Exercise goal -
What is the number of lines in the data holding the word "index"? Give that number by itself.

Supplied material -
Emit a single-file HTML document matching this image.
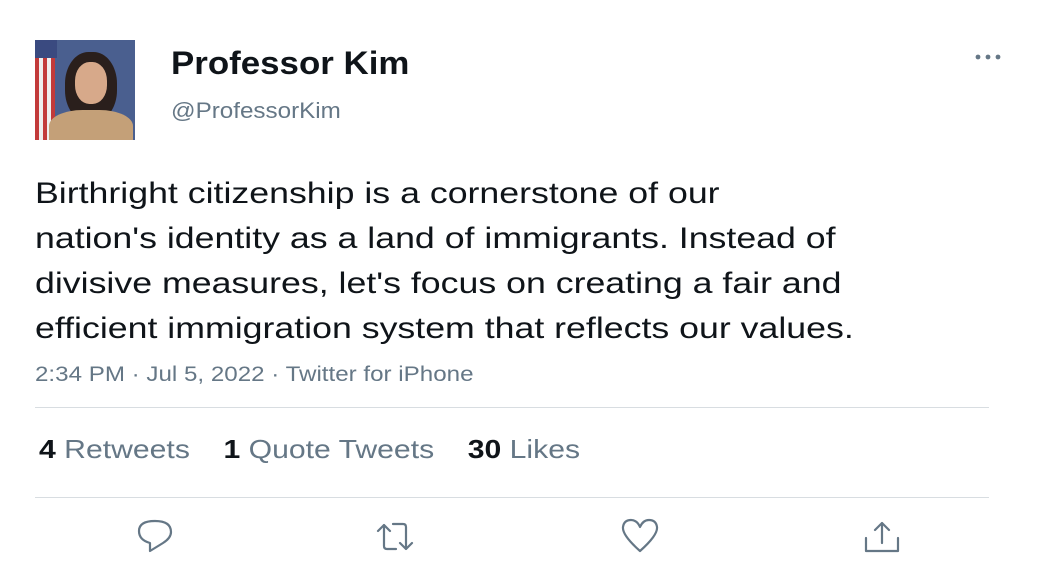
<!DOCTYPE html>
<html><head><style>
body{margin:0;width:1050px;height:570px;background:#fff;font-family:"Liberation Sans",Arial,sans-serif;position:relative;overflow:hidden;color:#0f1419}
.a{position:absolute;transform-origin:0 0;white-space:nowrap}
.g{color:#657786}
</style></head><body>
<div class="a" style="left:35px;top:40px;width:100px;height:100px;background:linear-gradient(90deg,#c23a3a 0 4%,#eee 4% 8%,#c23a3a 8% 12%,#eee 12% 16%,#c23a3a 16% 20%,#4a5f8f 20%);overflow:hidden">
 <div class="a" style="left:0;top:0;width:22px;height:18px;background:#3a4a80"></div>
 <div class="a" style="left:30px;top:12px;width:52px;height:70px;border-radius:45%;background:#2a1f1c"></div>
 <div class="a" style="left:40px;top:22px;width:32px;height:42px;border-radius:45%;background:#d7a98a"></div>
 <div class="a" style="left:14px;top:70px;width:84px;height:40px;border-radius:40% 40% 0 0;background:#c4a078"></div>
</div>
<div class="a" style="left:171px;top:45px;font-size:32px;font-weight:bold;transform:scaleX(1.09)">Professor Kim</div>
<div class="a g" style="left:171px;top:98px;font-size:22px;transform:scaleX(1.1)">@ProfessorKim</div>
<svg class="a" style="left:970px;top:50px" width="34" height="14" fill="#657786"><circle cx="8" cy="7" r="2.4"/><circle cx="18" cy="7" r="2.4"/><circle cx="28" cy="7" r="2.4"/></svg>
<div class="a" style="left:35px;top:171px;font-size:30px;line-height:45px;transform:scaleX(1.19)">Birthright citizenship is a cornerstone of our<br>nation's identity as a land of immigrants. Instead of<br>divisive measures, let's focus on creating a fair and<br>efficient immigration system that reflects our values.</div>
<div class="a g" style="left:35px;top:363px;font-size:21px;transform:scaleX(1.15)">2:34 PM · Jul 5, 2022 · Twitter for iPhone</div>
<div class="a" style="left:35px;top:407px;width:954px;height:1px;background:#d8dde1"></div>
<div class="a" style="left:39px;top:434px;font-size:26px;transform:scaleX(1.16)"><b>4</b> <span class="g">Retweets</span>&nbsp;&nbsp;&nbsp; <b>1</b> <span class="g">Quote Tweets</span>&nbsp;&nbsp;&nbsp; <b>30</b> <span class="g">Likes</span></div>
<div class="a" style="left:35px;top:497px;width:954px;height:1px;background:#d8dde1"></div>
<svg class="a" style="left:0;top:0" width="1050" height="570" fill="none" stroke="#657786" stroke-width="2.2" stroke-linecap="round" stroke-linejoin="round">
<path d="M150 551 L150 543 Q139 540 139 531 Q139 521 155 521 Q171 521 171 532 Q171 538 163 543 Z"/>
<path d="M384 525 L378 531 M384 525 L390 531 M384 525 V546 Q384 549 387 549 H396 M393 524 H403 Q406 524 406 527 V549 M406 549 L400 543 M406 549 L412 543"/>
<path d="M640 551 Q622 535 623 527 Q624 520 631 520 Q637 520 640 527 Q643 520 649 520 Q656 520 657 527 Q658 535 640 551 Z"/>
<path d="M882 523 V543 M882 523 L875 530 M882 523 L889 530 M866 538 V551 H898 V538"/>
</svg>
</body></html>
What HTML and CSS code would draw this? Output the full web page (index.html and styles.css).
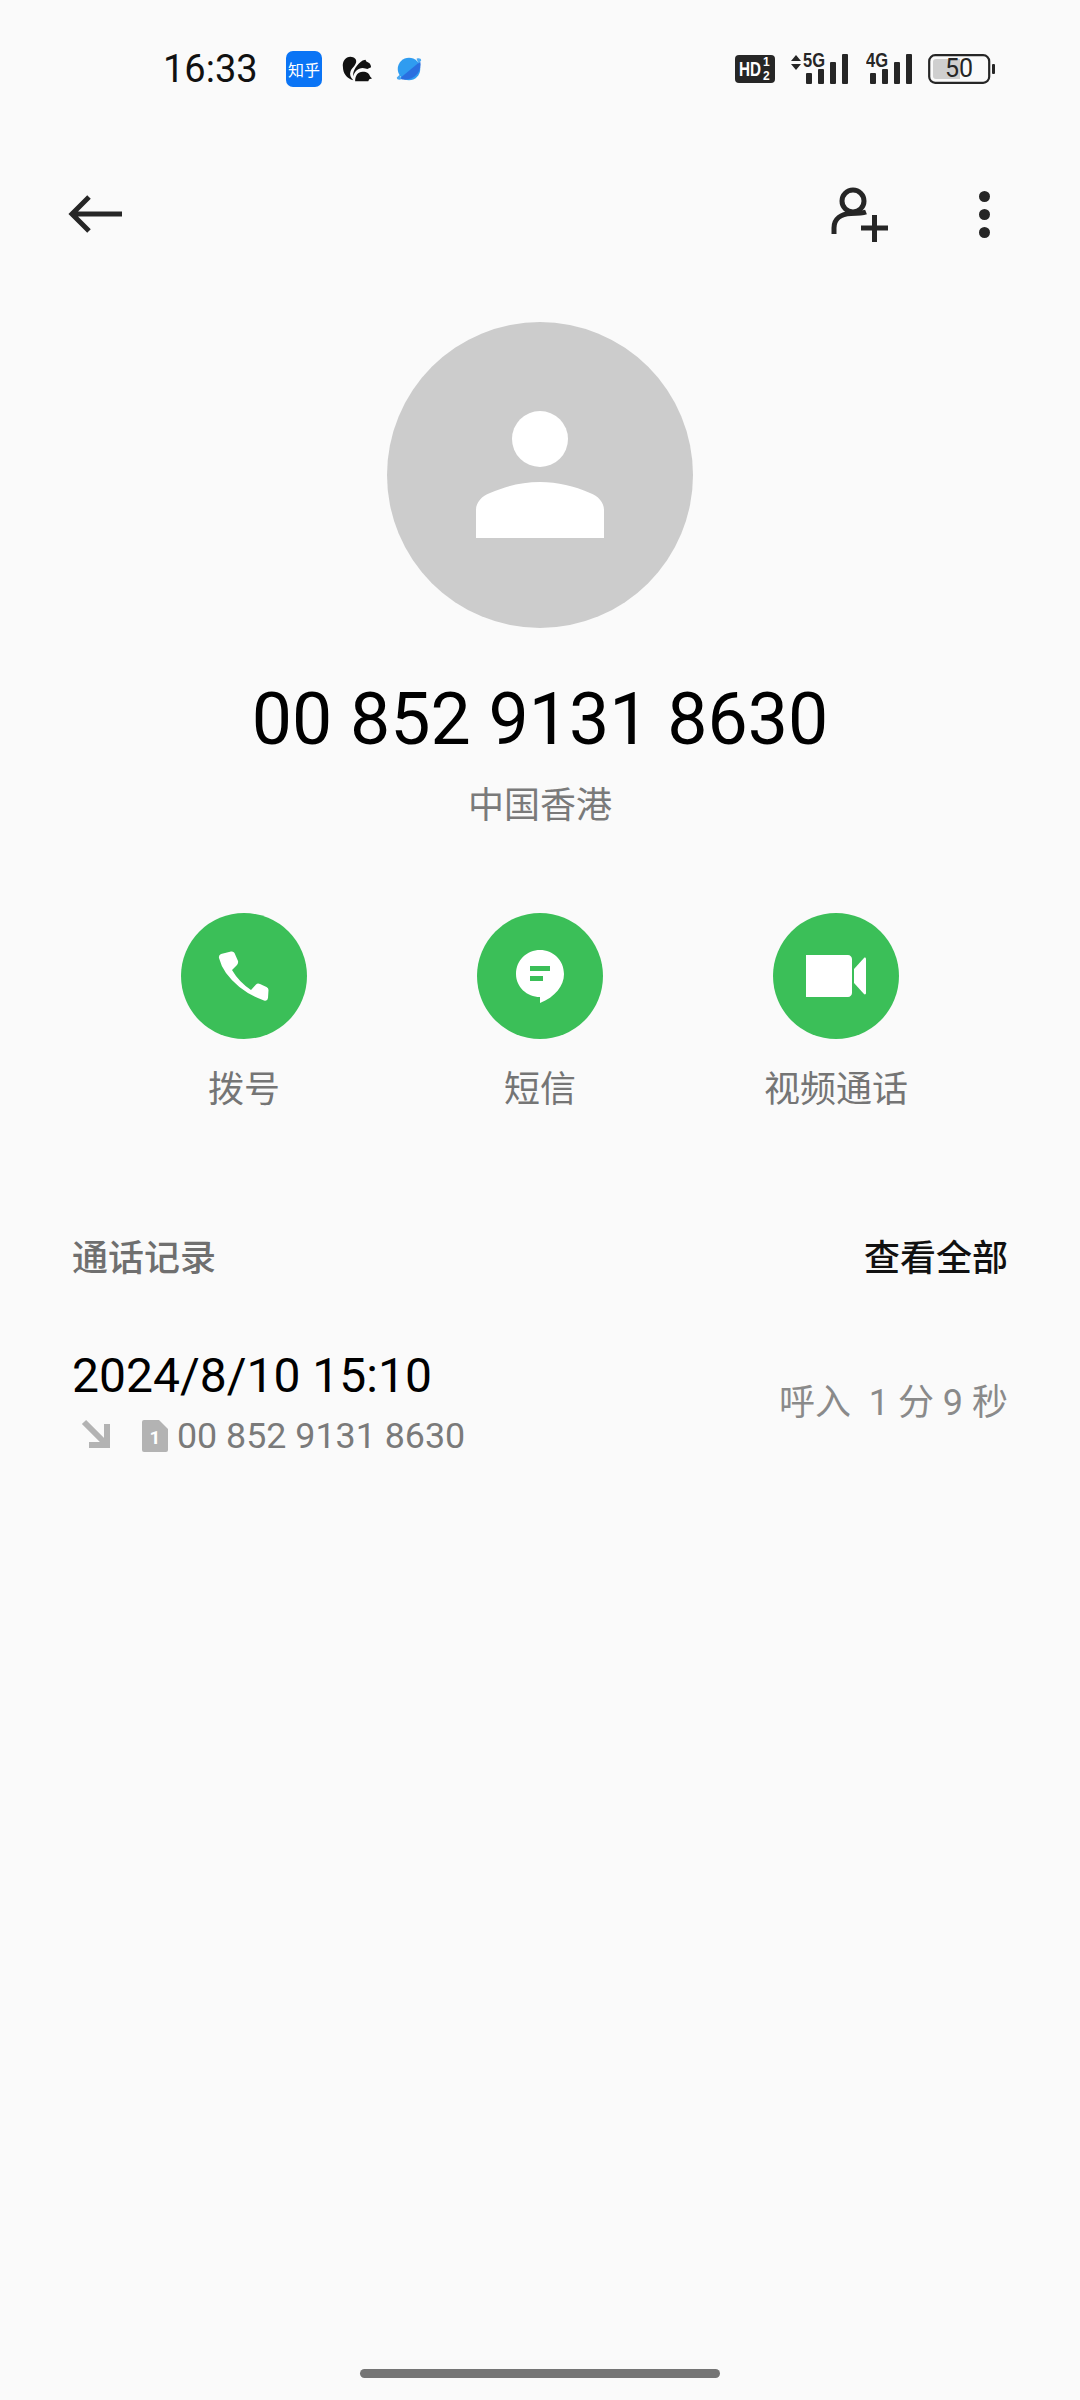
FILE: index.html
```html
<!DOCTYPE html>
<html>
<head>
  <title>通话详情</title>
  <link rel="stylesheet" href="styles.css">
</head>
<body>
  <div class="screen">
    <div class="status-bar">
      <div class="status-left">
        <span class="clock">16:33</span>
        <span class="app-zhihu">知乎</span>
        <svg class="app-squirrel" viewBox="0 0 32 28">
          <path d="M9 1C4 1 0 6 1 12c0 6 4 12 11 14-3-3-4-6-3-9 1-4 5-6 6-10 1-3-2-6-6-6z" fill="#111"/>
          <path d="M22 5l3-1 1 2c3 1 5 3 5 6l-4 2c-1 0-3-1-5-1-5 0-9 4-10 9-1-6 4-13 10-17z" fill="#111"/>
          <path d="M14 27c0-6 3-10 8-10s7 2 8 5l2 2-3 1-1 2z" fill="#111"/>
        </svg>
        <svg class="app-planet" viewBox="0 0 32 32">
          <circle cx="16" cy="16" r="12" fill="#2f9cf0"/>
          <path d="M6 26 28 8c1 4 0 9-3 13-5 6-13 8-19 5z" fill="#2a6fe0"/>
          <path d="M24 5c3-1 5 0 5 2l-3 3zM8 27c-3 1-5 0-5-2l3-3z" fill="#4aa8f2"/>
        </svg>
      </div>
      <div class="status-right">
        <svg class="hd-icon" viewBox="0 0 40 28">
          <rect width="40" height="28" rx="4" fill="#262626"/>
          <text x="4" y="21" class="hd-text" textLength="22" lengthAdjust="spacingAndGlyphs">HD</text>
          <text x="28" y="11" class="hd-small">1</text>
          <text x="28" y="25" class="hd-small">2</text>
        </svg>
        <svg class="net-icon net-5g" viewBox="0 -4 58 36">
          <path d="M1 8l5-6 5 6zM1 11h10l-5 6z" fill="#262626"/>
          <text x="13" y="14" class="net-text" textLength="22" lengthAdjust="spacingAndGlyphs">5G</text>
          <rect x="16" y="20" width="6" height="11" rx="1" fill="#262626"/>
          <rect x="28" y="16" width="6" height="15" rx="1" fill="#262626"/>
          <rect x="40" y="9" width="6" height="22" rx="1" fill="#262626"/>
          <rect x="52" y="1" width="6" height="30" rx="1" fill="#262626"/>
        </svg>
        <svg class="net-icon net-4g" viewBox="0 -4 46 36">
          <text x="0" y="14" class="net-text" textLength="22" lengthAdjust="spacingAndGlyphs">4G</text>
          <rect x="4" y="20" width="6" height="11" rx="1" fill="#262626"/>
          <rect x="16" y="16" width="6" height="15" rx="1" fill="#262626"/>
          <rect x="28" y="9" width="6" height="22" rx="1" fill="#262626"/>
          <rect x="40" y="1" width="6" height="30" rx="1" fill="#262626"/>
        </svg>
        <svg class="battery" viewBox="0 0 67 30">
          <rect x="1.200" y="1.200" width="60" height="27.600" rx="6" fill="none" stroke="#262626" stroke-width="2.200"/>
          <path d="M5 8a3 3 0 0 1 3-3h24v20H8a3 3 0 0 1-3-3z" fill="#cfcfcf"/>
          <rect x="64" y="10" width="3" height="10" rx="1" fill="#262626"/>
          <text x="31" y="23" class="battery-text">50</text>
        </svg>
      </div>
    </div>

    <div class="top-bar">
      <svg class="back-icon" viewBox="0 0 56 44">
        <path d="M54 22H4M21 5 4 22l17 17" fill="none" stroke="#262626" stroke-width="5"/>
      </svg>
      <div class="top-actions">
        <svg class="add-icon" viewBox="0 0 60 58">
          <circle cx="24" cy="16" r="11" fill="none" stroke="#262626" stroke-width="5"/>
          <path d="M5 49v-6C5 34 12 29 22 28.500c6 0 11 0 15-1.500" fill="none" stroke="#262626" stroke-width="5"/>
          <path d="M32 43h27M45.500 30v27" fill="none" stroke="#262626" stroke-width="5"/>
        </svg>
        <div class="more-dots"><i></i><i></i><i></i></div>
      </div>
    </div>

    <div class="contact">
      <div class="avatar">
        <svg class="avatar-icon" viewBox="0 0 128 128">
          <circle cx="64" cy="28" r="28" fill="#fff"/>
          <path d="M0 127V99c0-8 6-14 14-17 16-7 32-11 50-11s34 4 50 11c8 3 14 9 14 17v28z" fill="#fff"/>
        </svg>
      </div>
      <div class="number">00 852 9131 8630</div>
      <div class="region">中国香港</div>
    </div>

    <div class="actions">
      <div class="action">
        <div class="action-circle">
          <svg viewBox="12 9 54 54" class="phone-icon">
            <path d="M16 14l10-2.500q2.500-.5 3.500 1.500l3.500 8q.5 2-1 4l-5 5q7 12 19 20l5-5.500q1.500-1.500 4-.5l6.500 3q2 1 2 3l-.5 8q-.5 3.500-4 2.500Q35 52 21 33q-5-7-7-15-.5-3 2-4z" fill="#fff"/>
          </svg>
        </div>
        <span>拨号</span>
      </div>
      <div class="action">
        <div class="action-circle">
          <svg viewBox="0 0 48 53" class="message-icon">
            <path d="M24 0c13 0 24 10 24 24 0 12-9 23-24 29v-6C11 47 0 37 0 24 0 10 11 0 24 0z" fill="#fff"/>
            <rect x="14" y="16" width="20" height="5" fill="#3bbf58"/>
            <rect x="14" y="26" width="13" height="5" fill="#3bbf58"/>
          </svg>
        </div>
        <span>短信</span>
      </div>
      <div class="action">
        <div class="action-circle">
          <svg viewBox="0 0 60 42" class="video-icon">
            <path d="M0 0h42c2 0 4 2 4 4v34c0 2-2 4-4 4H0z" fill="#fff"/>
            <path d="M48 14 58 3c1-1 2 0 2 1v34c0 1-1 2-2 1L48 28z" fill="#fff"/>
          </svg>
        </div>
        <span>视频通话</span>
      </div>
    </div>

    <div class="log-head">
      <span class="log-title">通话记录</span>
      <span class="log-all">查看全部</span>
    </div>

    <div class="log-row">
      <div class="log-info">
        <div class="log-date">2024/8/10 15:10</div>
        <div class="log-meta">
          <svg class="in-icon" viewBox="0 0 30 30">
            <path d="M3 3l21 21M26 5v21H8" fill="none" stroke="#b3b3b3" stroke-width="6"/>
          </svg>
          <svg class="sim-icon" viewBox="0 0 26 32">
            <path d="M2 0h15l9 9v21a2 2 0 0 1-2 2H2a2 2 0 0 1-2-2V2a2 2 0 0 1 2-2z" fill="#b3b3b3"/>
            <text x="13" y="24" class="sim-text">1</text>
          </svg>
          <span>00 852 9131 8630</span>
        </div>
      </div>
      <div class="log-length">呼入&nbsp;&nbsp;1 分 9 秒</div>
    </div>

    <div class="home-bar"></div>
  </div>
</body>
</html>
```

FILE: styles.css
```css
body {
  margin: 0;
  padding: 0;
  background-color: #fafafa;
  font-family: Roboto, "Noto Sans CJK SC", sans-serif;
}

.screen {
  position: relative;
  width: 1080px;
  height: 2400px;
  overflow: hidden;
  background-color: #fafafa;
}

/* status bar */
.status-bar {
  display: flex;
  justify-content: space-between;
  align-items: center;
  height: 48px;
  padding: 45px 85px 0 163px;
}

.status-left {
  display: flex;
  align-items: center;
}

.clock {
  width: 123px;
  font-size: 38px;
  color: #111;
}

.app-zhihu {
  display: flex;
  align-items: center;
  justify-content: center;
  width: 36px;
  height: 36px;
  margin-right: 20px;
  border-radius: 7px;
  background-color: #0a74f5;
  color: #fff;
  font-size: 16px;
}

.app-squirrel {
  width: 30px;
  height: 28px;
  margin-right: 22px;
}

.app-planet {
  width: 30px;
  height: 30px;
}

.status-right {
  display: flex;
  align-items: center;
}

.hd-icon {
  width: 40px;
  height: 28px;
  margin-right: 15px;
}

.hd-text {
  font: bold 21px "Liberation Sans", sans-serif;
  fill: #fff;
}

.hd-small {
  font: bold 12px "Liberation Sans", sans-serif;
  fill: #fff;
}

.net-icon {
  height: 36px;
  margin-top: -4px;
}

.net-5g {
  width: 58px;
  margin-right: 18px;
}

.net-4g {
  width: 46px;
  margin-right: 16px;
}

.net-text {
  font: bold 20px "Liberation Sans", sans-serif;
  fill: #262626;
}

.battery {
  width: 67px;
  height: 30px;
}

.battery-text {
  font: 25px Roboto, sans-serif;
  fill: #262626;
  text-anchor: middle;
}

.sim-text {
  font: bold 19px Roboto, sans-serif;
  fill: #fff;
  text-anchor: middle;
}

/* toolbar */
.top-bar {
  display: flex;
  justify-content: space-between;
  align-items: center;
  height: 60px;
  padding: 91px 90px 0 68px;
}

.back-icon {
  width: 56px;
  height: 44px;
}

.top-actions {
  display: flex;
  align-items: center;
}

.add-icon {
  width: 60px;
  height: 58px;
  margin-right: 90px;
}

.more-dots {
  display: flex;
  flex-direction: column;
  gap: 7px;
}

.more-dots i {
  display: block;
  width: 11px;
  height: 11px;
  border-radius: 50%;
  background-color: #262626;
}

/* contact header */
.contact {
  display: flex;
  flex-direction: column;
  align-items: center;
  margin-top: 78px;
}

.avatar {
  display: flex;
  align-items: center;
  justify-content: center;
  width: 306px;
  height: 306px;
  border-radius: 50%;
  background-color: #cccccc;
}

.avatar-icon {
  width: 128px;
  height: 128px;
  margin-top: -1px;
}

.number {
  margin-top: 50px;
  font-size: 71.600px;
  line-height: 84px;
  color: #000;
}

.region {
  margin-top: 21px;
  font-size: 36px;
  line-height: 46px;
  color: #7a7a7a;
}

/* call, message, video */
.actions {
  display: grid;
  grid-template-columns: repeat(3, 296px);
  justify-content: center;
  margin-top: 84px;
}

.action {
  display: flex;
  flex-direction: column;
  align-items: center;
  font-size: 36px;
  line-height: 46px;
  color: #757575;
}

.action-circle {
  display: flex;
  align-items: center;
  justify-content: center;
  width: 126px;
  height: 126px;
  margin-bottom: 28px;
  border-radius: 50%;
  background-color: #3bbf58;
}

.phone-icon {
  width: 54px;
  height: 54px;
}

.message-icon {
  width: 48px;
  height: 53px;
}

.video-icon {
  width: 60px;
  height: 42px;
}

/* call log */
.log-head {
  display: flex;
  justify-content: space-between;
  margin-top: 123px;
  padding: 0 72px;
  font-size: 36px;
  line-height: 46px;
}

.log-title {
  font-weight: 500;
  color: #6f6f6f;
}

.log-all {
  font-weight: 500;
  color: #111;
}

.log-row {
  display: flex;
  justify-content: space-between;
  align-items: center;
  margin-top: 66px;
  padding: 0 72px;
}

.log-date {
  font-size: 48px;
  line-height: 56px;
  color: #000;
}

.log-meta {
  display: flex;
  align-items: center;
  margin-top: 9px;
  font-size: 35.800px;
  line-height: 46px;
  color: #7a7a7a;
}

.in-icon {
  width: 30px;
  height: 30px;
  margin: 0 31px 4px 9px;
}

.sim-icon {
  width: 26px;
  height: 32px;
  margin-right: 9px;
}

.log-length {
  margin-bottom: 10px;
  font-size: 36px;
  color: #8a8a8a;
}

.home-bar {
  position: absolute;
  left: 360px;
  bottom: 22px;
  width: 360px;
  height: 9px;
  border-radius: 5px;
  background-color: #757575;
}
```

In response -
2